Crowns or wreaths of laurel and rosettes were very common on materials and keyhole surrounds. These wreaths were often supported by branches, stylized palm leaves, sphinxes with bare feet and Egyptian figures. Countless bronze motifs were copied from classical art or taken from Mythology. Fortune mounted on a globe, seahorses, battle trophies, swords, lyres and various kinds of antique musical instruments.
Napoleon aimed to promote the style as the embodiment of his reign, establishing France as the leaders of art. He commissioned the erection of the Arc de Triomphe in 1806 and it was completed in 1836. Beneath the arch is the Tomb of the Unknown Soldier of the 20th century. It stands at the centre of 12 radiating avenues, one of the main attractions of Paris.
Napoleon was born in 1769 and made himself Emperor of France in 1804. He died a horrible death due to arsenic poisoning in 1821 whilst living at Longwood House on the island of St.
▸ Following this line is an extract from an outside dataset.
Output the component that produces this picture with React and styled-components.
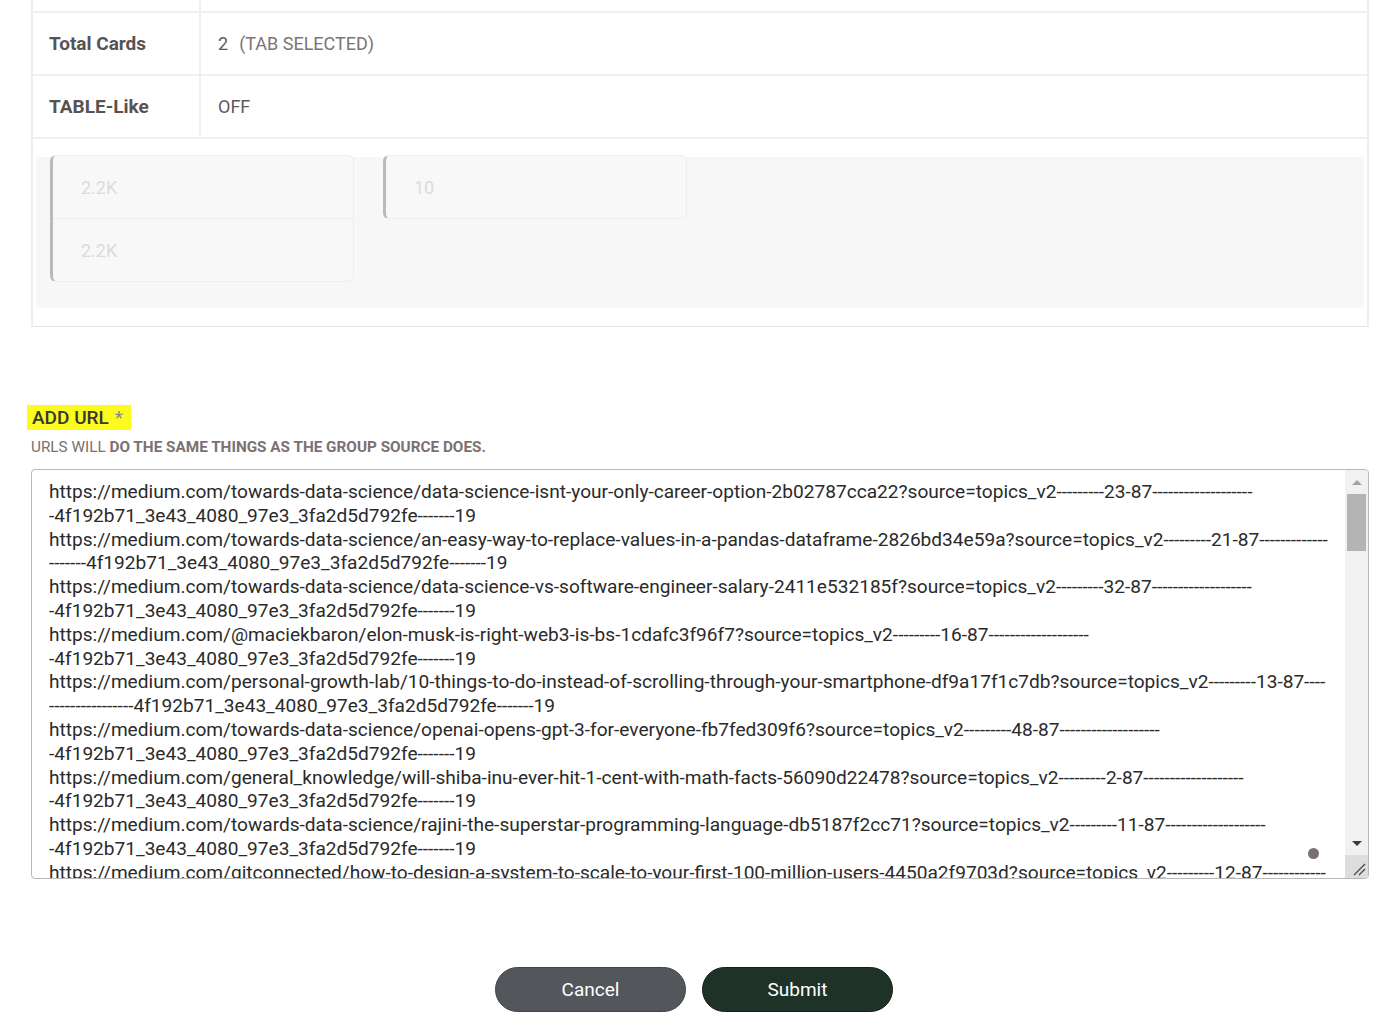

Helena. Many thought this was deliberate but modern chemistry explains it as a sad result of the green pigment used to colour wallpaper.
In the 18th century it was common practice to use Schaler’s green to obtain this pigment. It is produced by combining copper sulphate with sodium arsenite providing the green colouring in the compound.
In the damp climate of Longwood House a mould would have formed on the paper which would have been contaminated with arsenic giving off a poisonous vapour.
Napoleon spent a lot of time in the garden when its effects disappeared but upon returning to his bedroom he became ill again breathing in the vapour. He was old by this time and soon became very ill.
The Roman sites of Herculaneum had been excavated in 1738 and Pompeii in 1748. This brought a new interest in Classicism which lasted about a hundred years from 1750 to 1850. It helped to provide a symbolic link with the democracy of Greece and the Republican ideals of early Rome. The Neo-Classicism designs were suitable for Napoleon's new French Empire. European kings and emperors saw themselves as inheritors of classical civilization.
Baroque is a Portuguese word for irregularly shaped pearls, and Rococo is a French word for rock, rocaille and coquille meaning a shell. Baroque stands for anything ‘over the top’ in design; mirrors, cherubs, floral, stucco. It symbolized greatness as seen in the grand buildings and stage productions.
‘All the world’s a stage and all the men and women merely players’
A puritan outlook began to find the Baroque style vulgar and adopted the Classical with an element of Rococo behind the facade.